Wests Tigers coach Benji Marshall takes his team to Auckland this weekend for a crunch match. Big League revisits the day the Kiwi icon broke the hearts of his countrymen at Mount Smart Stadium in 2011.
Benji Marshall finished off a stellar 2010 season as the toast of New Zealand, captaining the Kiwis to a memorable Four Nations triumph and collecting the Golden Boot.
But Whakatane’s finest approached Wests Tigers’ mid-2011 assignment at Mount Smart Stadium without a win – or a try – against the Warriors in Auckland.
“I can tick those off now,” Marshall said after engineering a 26-22 win courtesy of one of the NRL era’s most spectacular comebacks with two tries and two try assists.
“I haven’t had much joy over here so it was well-timed.”
The sixth-placed Warriors led the seventh-placed Tigers 8-4 at halftime.
The hosts powered to a 22-4 advantage after Feleti Mateo put Manu Vatuvei over out wide, rookie halfback Shaun Johnson opened his NRL tryscoring account with a blazing 50-metre solo effort, and a helter skelter long-range movement kick-started by a James Maloney chip and featuring Mateo and Johnson set Vatuvei up for his second.

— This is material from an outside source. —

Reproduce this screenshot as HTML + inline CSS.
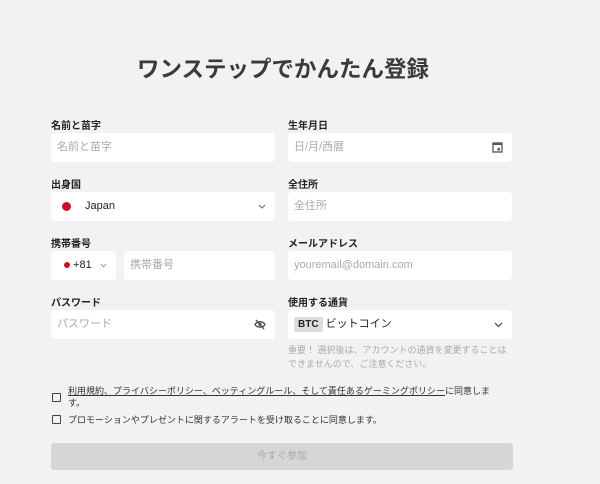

Facing a near-insurmountable task, the Tigers climbed back into the contest in the 63rd minute when English second-rower Gareth Ellis produced a miraculous flick pass for Marshall to stroll over.
A Marshall bomb then produced a try for ex-Warriors fullback Wade McKinnon, before the No.6 wizard backed up a long break from future Warrior Blake Ayshford to level the scores with eight minutes left.
A deft basketball pass from Marshall opened up a corridor for winger Beau Ryan to score the match-winner, while Marshall raised the ire of the Warriors and the baying Mount Smart crowd by casually running the ball over his own dead-ball line to wind the last few seconds down – sparking a post-siren melee.
The Tigers performed their stunning revival against the backdrop of the club’s bombshell announcement just days earlier that popular forwards Bryce Gibbs and Andrew Fifita would not be re-signed.
“We were rocked when we found out the guys are going,” Ayshford said.
“But we are getting paid by the Tigers to play football. We are using their leaving as a positive – that this is our last chance to achieve something together as a group.
“I think that desperation kicked in with that final 20 minutes.”
The home side was left wondering how they’d let a seemingly unlosable game slip away.
“I gave one message: that we were only three tries ahead. The game can turn pretty quickly and that’s exactly what happened,” Warriors coach Ivan Cleary lamented post-match.
“I think in their head they probably knew that but in the end we didn’t handle it as well as we needed to. I can’t get past the fact we should have never lost that game.
“Credit to them, they had nothing to lose in that last quarter of the game and came up with some impressive stuff. But we just needed to get a bit of composure, make a couple of defensive plays when it really mattered and we would have got the points, but we just couldn’t.”
The Warriors would exact high-stakes revenge just three months later via a remarkable fightback of their own. Down 18-6 at halftime of the clubs’ sudden-death semi at Allianz Stadium, the Warriors scored in the dying stages to snatch a 22-20 upset on their way to a surprise grand final appearance.
The Tigers have not featured in a playoffs match since.
Meanwhile, Marshall’s next visit to Mount Smart as a Tigers player was in 2018 – coached, coincidentally, by Cleary as he kicked the winning field goal in an 11-10 victory over Melbourne Storm as part of a double-header at the venue.